9 in Denver when he pounded Rockies pitchers for numbers 61, 62 and 63. There
were still 18 games left in the season. McGwire's record fell on Oct. 5, at Pac
Bell Park, and on the last day of the season Bonds hit his 73rd home run. After
the game he said he wanted his trainers written into his new contract. Of
Anderson and the others, Bonds told the San Jose Mercury News, "Those guys
are with me for life."
Barry bonds was 38
years old in 2002 when he won his first batting title. He batted .370, hit 46
home runs and drew a ridiculous 198 walks. Once again Bonds's offensive surge
was powered by performance-enhancing drugs from Anderson, who got them from
BALCO and Conte. Conte and Anderson sent Bonds's blood for testosterone
screening at the end of the 2001 season and ordered another round before spring
training 2002. Then baseball's new Home Run King began another drug cycle, as
described in the doping calendars kept by Anderson.
During a
three-week cycle, Bonds was injected with human growth hormone every other day.

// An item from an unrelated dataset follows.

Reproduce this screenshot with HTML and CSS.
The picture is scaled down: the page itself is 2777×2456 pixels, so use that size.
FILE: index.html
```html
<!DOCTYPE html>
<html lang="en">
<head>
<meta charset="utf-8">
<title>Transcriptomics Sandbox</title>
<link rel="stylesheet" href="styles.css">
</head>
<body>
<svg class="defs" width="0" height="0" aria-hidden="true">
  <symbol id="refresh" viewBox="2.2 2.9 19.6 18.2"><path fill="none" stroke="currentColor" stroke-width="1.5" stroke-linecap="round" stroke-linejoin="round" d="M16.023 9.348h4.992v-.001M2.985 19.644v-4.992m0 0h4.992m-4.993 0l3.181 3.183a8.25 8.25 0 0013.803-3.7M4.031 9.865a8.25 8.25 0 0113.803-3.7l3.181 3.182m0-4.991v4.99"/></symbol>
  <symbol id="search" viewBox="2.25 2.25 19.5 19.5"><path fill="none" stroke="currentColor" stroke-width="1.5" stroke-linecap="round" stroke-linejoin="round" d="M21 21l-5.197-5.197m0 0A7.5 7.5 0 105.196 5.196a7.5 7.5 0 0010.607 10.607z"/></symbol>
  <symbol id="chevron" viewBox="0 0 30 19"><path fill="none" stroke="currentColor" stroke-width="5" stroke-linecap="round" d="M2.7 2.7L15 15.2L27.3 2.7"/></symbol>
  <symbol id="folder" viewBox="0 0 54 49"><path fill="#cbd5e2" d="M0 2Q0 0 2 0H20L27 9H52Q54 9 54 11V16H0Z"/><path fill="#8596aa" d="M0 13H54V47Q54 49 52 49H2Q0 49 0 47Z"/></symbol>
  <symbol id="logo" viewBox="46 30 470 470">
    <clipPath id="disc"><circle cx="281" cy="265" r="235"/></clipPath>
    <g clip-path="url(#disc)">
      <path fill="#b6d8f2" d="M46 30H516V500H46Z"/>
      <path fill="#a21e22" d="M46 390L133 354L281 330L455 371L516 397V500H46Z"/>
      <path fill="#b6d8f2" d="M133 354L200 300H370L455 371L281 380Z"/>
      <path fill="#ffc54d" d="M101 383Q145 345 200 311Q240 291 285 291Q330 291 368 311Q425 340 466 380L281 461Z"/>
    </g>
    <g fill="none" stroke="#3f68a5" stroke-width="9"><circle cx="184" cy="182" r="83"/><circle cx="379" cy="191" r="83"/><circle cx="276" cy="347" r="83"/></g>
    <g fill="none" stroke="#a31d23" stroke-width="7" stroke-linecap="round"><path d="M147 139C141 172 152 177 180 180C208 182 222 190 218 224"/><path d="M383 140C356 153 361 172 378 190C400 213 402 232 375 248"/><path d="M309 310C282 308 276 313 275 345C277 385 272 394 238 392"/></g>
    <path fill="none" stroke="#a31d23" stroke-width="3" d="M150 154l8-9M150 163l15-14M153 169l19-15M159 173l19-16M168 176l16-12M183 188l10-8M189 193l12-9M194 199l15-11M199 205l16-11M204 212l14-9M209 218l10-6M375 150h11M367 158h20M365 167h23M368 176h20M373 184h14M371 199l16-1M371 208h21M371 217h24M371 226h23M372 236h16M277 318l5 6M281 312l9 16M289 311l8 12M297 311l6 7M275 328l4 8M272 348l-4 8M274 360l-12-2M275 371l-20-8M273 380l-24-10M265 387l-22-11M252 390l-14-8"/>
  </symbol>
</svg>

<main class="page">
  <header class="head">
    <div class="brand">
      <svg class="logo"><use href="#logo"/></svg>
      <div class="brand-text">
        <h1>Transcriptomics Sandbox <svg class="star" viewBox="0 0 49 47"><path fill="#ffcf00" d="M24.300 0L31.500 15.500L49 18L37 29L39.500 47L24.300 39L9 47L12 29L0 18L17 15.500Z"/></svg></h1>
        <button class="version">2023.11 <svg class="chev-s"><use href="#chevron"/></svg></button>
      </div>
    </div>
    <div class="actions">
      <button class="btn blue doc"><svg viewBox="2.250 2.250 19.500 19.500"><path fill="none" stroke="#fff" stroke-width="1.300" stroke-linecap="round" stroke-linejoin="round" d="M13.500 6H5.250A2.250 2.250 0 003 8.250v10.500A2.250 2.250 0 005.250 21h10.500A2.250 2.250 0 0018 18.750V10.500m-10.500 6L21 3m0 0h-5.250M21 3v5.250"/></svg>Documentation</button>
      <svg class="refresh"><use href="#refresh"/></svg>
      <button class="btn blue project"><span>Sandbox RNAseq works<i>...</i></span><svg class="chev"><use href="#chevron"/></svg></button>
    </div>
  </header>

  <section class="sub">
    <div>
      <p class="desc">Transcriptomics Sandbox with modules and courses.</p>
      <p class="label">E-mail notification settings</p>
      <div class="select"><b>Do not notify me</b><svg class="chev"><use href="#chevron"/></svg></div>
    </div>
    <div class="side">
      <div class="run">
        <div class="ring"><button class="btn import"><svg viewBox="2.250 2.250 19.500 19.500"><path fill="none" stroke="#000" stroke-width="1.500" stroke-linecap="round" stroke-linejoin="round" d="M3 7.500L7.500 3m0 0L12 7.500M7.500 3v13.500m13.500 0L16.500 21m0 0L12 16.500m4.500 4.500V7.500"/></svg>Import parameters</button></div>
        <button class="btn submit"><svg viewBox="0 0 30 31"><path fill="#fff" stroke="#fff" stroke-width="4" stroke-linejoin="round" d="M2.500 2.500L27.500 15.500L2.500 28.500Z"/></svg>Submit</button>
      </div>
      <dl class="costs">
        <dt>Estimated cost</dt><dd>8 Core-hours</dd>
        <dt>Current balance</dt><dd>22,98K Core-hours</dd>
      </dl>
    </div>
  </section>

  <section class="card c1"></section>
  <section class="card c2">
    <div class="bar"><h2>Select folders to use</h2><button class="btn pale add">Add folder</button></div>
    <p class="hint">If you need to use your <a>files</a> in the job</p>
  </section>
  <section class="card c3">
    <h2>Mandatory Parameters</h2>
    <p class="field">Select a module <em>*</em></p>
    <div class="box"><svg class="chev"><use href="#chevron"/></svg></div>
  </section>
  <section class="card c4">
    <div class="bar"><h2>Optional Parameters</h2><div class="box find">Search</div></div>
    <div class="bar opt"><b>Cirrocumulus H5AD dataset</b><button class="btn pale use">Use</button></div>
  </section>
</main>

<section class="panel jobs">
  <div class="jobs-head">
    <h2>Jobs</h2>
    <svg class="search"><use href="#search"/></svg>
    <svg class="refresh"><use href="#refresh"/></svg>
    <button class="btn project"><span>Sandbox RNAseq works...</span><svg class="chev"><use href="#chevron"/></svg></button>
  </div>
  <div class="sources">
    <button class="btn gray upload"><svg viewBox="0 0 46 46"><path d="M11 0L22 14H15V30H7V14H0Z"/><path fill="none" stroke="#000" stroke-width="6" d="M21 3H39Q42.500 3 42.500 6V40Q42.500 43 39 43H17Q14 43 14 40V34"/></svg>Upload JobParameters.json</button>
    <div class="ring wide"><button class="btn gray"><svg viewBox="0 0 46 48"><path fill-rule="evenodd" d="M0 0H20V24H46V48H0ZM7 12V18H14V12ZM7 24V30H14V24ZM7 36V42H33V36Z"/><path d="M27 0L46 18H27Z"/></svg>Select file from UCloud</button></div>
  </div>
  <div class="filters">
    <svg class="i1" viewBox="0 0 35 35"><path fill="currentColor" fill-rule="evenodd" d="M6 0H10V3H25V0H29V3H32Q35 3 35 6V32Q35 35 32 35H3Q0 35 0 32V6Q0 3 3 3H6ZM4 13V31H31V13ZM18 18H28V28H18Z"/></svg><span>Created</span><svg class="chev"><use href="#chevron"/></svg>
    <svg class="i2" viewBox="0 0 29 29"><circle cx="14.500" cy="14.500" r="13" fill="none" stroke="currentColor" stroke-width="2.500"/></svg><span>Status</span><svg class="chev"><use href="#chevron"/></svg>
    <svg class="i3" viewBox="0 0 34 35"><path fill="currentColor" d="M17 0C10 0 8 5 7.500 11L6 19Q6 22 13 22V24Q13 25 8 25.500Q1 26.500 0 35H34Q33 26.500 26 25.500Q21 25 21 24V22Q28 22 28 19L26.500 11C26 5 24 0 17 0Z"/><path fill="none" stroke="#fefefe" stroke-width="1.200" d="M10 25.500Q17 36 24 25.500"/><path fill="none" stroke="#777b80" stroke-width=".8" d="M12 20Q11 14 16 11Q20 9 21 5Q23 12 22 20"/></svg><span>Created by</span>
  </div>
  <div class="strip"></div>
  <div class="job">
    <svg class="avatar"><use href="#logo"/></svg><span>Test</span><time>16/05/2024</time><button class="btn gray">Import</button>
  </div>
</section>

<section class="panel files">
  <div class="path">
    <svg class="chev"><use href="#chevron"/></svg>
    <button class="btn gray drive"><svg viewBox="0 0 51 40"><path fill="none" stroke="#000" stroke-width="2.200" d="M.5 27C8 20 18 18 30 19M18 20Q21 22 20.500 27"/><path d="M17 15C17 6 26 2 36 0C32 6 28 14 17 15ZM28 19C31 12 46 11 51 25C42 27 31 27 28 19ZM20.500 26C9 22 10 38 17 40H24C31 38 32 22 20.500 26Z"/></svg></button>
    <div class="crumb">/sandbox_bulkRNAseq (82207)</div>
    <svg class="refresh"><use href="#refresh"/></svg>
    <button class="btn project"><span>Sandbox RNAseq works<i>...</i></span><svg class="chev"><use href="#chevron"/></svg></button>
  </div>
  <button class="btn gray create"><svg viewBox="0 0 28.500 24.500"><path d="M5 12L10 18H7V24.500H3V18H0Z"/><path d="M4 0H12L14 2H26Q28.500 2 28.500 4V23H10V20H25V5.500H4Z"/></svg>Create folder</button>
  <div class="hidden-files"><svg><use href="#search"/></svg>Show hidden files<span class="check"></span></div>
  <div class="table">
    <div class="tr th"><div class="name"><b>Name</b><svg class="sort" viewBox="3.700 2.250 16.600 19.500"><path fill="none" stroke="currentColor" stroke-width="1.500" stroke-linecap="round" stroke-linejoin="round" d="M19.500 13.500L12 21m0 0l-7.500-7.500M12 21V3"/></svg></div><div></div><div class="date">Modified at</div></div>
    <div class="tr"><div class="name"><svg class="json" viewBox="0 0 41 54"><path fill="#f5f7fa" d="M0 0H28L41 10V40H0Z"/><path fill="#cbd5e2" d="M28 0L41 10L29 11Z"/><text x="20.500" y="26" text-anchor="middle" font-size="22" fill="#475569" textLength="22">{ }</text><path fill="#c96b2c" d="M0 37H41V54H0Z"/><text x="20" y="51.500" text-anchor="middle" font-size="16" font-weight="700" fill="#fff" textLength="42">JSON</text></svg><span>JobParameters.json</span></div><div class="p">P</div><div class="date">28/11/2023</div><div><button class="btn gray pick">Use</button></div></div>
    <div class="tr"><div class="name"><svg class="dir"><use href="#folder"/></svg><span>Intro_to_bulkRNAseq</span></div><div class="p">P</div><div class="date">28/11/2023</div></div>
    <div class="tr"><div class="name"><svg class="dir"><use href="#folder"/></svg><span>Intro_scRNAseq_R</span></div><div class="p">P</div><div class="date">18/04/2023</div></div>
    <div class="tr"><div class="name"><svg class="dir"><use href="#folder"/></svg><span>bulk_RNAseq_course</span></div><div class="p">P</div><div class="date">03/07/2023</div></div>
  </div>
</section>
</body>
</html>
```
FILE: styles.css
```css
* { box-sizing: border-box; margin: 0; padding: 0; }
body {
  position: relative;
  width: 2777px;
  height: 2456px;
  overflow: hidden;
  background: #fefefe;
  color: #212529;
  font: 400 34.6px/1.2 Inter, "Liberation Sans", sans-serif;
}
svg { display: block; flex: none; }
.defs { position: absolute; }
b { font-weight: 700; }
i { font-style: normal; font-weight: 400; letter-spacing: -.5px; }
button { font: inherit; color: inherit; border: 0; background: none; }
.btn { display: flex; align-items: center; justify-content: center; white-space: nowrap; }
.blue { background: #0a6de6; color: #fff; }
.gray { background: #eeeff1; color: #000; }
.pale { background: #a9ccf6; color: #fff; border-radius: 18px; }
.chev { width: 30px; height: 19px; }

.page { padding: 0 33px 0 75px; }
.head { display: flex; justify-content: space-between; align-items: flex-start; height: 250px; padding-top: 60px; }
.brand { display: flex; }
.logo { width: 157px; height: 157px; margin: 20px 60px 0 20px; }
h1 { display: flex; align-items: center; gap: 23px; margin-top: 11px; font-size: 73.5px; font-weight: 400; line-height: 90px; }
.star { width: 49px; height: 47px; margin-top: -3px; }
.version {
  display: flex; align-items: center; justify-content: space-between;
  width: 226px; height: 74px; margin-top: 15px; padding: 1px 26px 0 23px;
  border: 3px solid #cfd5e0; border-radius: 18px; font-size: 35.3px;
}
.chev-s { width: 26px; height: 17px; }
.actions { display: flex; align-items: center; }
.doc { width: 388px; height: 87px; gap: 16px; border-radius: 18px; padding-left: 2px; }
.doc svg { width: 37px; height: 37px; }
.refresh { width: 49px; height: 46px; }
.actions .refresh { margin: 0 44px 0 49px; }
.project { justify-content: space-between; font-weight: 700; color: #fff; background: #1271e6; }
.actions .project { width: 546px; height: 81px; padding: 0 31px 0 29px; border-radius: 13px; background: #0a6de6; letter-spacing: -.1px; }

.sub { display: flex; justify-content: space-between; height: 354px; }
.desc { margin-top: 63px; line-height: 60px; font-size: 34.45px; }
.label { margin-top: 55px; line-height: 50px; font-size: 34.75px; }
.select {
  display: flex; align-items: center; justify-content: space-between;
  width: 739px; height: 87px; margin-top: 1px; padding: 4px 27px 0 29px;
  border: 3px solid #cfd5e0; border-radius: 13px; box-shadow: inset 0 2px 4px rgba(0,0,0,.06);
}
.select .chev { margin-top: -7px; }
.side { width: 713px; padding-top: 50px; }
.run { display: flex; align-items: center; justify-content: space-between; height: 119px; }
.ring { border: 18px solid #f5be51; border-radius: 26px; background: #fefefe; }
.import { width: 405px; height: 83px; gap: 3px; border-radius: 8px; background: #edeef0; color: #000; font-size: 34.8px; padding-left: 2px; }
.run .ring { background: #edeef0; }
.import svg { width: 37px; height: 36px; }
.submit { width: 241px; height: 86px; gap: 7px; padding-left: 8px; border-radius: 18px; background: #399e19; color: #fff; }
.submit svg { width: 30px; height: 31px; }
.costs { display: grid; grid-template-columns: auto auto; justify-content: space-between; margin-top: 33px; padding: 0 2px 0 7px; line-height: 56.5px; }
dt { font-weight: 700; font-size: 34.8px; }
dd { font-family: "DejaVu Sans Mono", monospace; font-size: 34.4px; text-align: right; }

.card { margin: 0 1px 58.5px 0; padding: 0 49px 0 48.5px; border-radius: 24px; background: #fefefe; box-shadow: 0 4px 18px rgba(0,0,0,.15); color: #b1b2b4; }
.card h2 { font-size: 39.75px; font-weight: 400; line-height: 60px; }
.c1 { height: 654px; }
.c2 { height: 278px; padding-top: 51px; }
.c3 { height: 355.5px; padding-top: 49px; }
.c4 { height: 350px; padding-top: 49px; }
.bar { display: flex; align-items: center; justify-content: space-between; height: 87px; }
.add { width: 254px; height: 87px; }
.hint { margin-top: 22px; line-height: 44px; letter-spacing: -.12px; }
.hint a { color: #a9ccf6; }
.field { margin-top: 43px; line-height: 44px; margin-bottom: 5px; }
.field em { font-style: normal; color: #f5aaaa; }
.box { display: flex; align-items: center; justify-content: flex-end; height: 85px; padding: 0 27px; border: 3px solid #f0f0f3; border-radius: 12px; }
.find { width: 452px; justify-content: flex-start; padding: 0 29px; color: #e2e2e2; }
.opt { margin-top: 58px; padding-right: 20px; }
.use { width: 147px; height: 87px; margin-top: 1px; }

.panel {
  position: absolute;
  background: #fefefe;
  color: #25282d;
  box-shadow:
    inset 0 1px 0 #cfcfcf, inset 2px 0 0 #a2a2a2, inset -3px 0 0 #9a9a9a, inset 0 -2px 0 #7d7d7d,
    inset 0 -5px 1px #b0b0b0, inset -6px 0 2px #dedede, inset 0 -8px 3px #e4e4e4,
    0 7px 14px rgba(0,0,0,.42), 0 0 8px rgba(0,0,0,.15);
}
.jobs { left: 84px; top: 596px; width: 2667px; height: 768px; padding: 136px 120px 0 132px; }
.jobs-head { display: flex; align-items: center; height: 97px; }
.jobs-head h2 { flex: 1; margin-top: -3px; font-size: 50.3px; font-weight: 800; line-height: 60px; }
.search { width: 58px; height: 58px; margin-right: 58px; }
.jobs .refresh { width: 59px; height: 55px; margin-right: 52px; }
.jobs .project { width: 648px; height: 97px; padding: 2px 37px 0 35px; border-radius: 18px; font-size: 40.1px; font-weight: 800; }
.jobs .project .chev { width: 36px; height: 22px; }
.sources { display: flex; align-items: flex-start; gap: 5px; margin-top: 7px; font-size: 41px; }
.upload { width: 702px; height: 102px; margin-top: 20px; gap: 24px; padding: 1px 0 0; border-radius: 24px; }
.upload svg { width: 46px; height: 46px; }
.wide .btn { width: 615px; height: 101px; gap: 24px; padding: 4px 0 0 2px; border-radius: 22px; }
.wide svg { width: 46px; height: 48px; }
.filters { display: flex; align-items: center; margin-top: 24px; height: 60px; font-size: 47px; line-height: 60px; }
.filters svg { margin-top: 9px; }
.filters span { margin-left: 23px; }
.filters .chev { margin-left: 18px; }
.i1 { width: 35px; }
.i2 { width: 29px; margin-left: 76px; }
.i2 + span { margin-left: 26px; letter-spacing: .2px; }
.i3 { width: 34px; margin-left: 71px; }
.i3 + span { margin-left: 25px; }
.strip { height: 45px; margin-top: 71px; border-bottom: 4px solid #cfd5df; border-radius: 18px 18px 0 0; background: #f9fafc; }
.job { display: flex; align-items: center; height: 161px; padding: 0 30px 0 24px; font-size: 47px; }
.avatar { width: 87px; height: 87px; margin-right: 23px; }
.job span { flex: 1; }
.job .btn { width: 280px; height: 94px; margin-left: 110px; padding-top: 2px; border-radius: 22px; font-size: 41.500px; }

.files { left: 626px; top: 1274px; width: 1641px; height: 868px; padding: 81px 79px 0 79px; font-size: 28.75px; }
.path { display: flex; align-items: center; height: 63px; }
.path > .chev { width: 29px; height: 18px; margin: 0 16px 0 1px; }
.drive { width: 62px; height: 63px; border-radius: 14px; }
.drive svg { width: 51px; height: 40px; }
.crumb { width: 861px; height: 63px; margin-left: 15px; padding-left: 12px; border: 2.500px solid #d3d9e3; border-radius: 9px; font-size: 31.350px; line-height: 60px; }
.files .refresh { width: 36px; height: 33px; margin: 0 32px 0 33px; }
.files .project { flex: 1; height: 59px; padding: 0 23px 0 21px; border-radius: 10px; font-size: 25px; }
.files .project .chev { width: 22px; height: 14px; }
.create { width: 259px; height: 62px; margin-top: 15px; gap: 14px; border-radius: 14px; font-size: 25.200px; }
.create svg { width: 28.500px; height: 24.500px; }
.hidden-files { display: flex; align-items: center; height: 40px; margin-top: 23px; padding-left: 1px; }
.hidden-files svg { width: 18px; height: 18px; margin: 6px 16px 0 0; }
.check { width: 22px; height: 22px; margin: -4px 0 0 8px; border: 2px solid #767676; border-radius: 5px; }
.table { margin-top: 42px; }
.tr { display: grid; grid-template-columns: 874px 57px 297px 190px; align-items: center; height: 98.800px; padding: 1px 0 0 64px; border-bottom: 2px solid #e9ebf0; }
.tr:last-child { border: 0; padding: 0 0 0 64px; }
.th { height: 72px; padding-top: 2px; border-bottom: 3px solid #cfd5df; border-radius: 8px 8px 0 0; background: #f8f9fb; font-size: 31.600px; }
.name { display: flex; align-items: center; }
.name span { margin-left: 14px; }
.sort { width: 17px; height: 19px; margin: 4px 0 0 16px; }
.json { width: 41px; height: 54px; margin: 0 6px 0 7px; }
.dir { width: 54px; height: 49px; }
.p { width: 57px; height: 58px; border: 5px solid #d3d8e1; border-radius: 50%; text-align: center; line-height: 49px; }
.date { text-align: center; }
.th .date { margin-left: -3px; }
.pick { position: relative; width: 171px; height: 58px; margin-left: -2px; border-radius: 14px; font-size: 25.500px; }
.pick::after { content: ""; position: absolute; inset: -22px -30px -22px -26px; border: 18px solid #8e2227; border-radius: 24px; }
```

Between injections he alternately used Conte's two undetectable steroids, the
Clear and the Cream. At cycle's end, Bonds took Clomid, a drug doctors
prescribe to women for infertility; Conte thought it helped his clients recover
their natural ability to produce testosterone, which was suppressed by steroid
use. Conte recommended a week off between cycles. Usually the drugs were
administered at Bonds's home, with Anderson dropping by to inject him with
Growth or to squirt the Clear under his tongue, using a syringe with no
needle.
Bonds's gaudy
numbers would make him an MVP once again. Even better, the Giants made it to
the World Series. And, for the first time, Bonds produced in the postseason:
Against the Anaheim Angels he hit .471 with four home runs and a garish on-base
percentage of .700. But the Angels won the Series in seven games, and Bonds
told friends that perhaps he was fated only to set individual records but never
to play on a championship team.
In 2002, after Ken
Caminiti confessed to Sports Illustrated that his 1996 MVP season had been
steroid-powered, Major League Baseball was pressured to make steroid testing a
part of the new labor agreement that was negotiated that summer. To Olympic
athletes, baseball's testing policy was a joke, so weak that it could barely be
called a policy at all.
Weak or not,
players still feared getting caught. Bonds despised the thought of being
exposed as a drug cheat. He wanted no part of the humiliation he might endure
if his status as the game's premier player were called into question. But
Anderson guaranteed that Bonds was protected. "The whole thing is,
everything I've been doing, it's all undetectable," he would say during the
spring of 2003, when he described Bonds's drug use to an acquaintance who was
secretly wearing a wire. "The stuff I have, we created it. You can't buy it
anywhere else, you can't get it anywhere else. You can take [it] the day of [a
drug test], pee, and it comes up clear.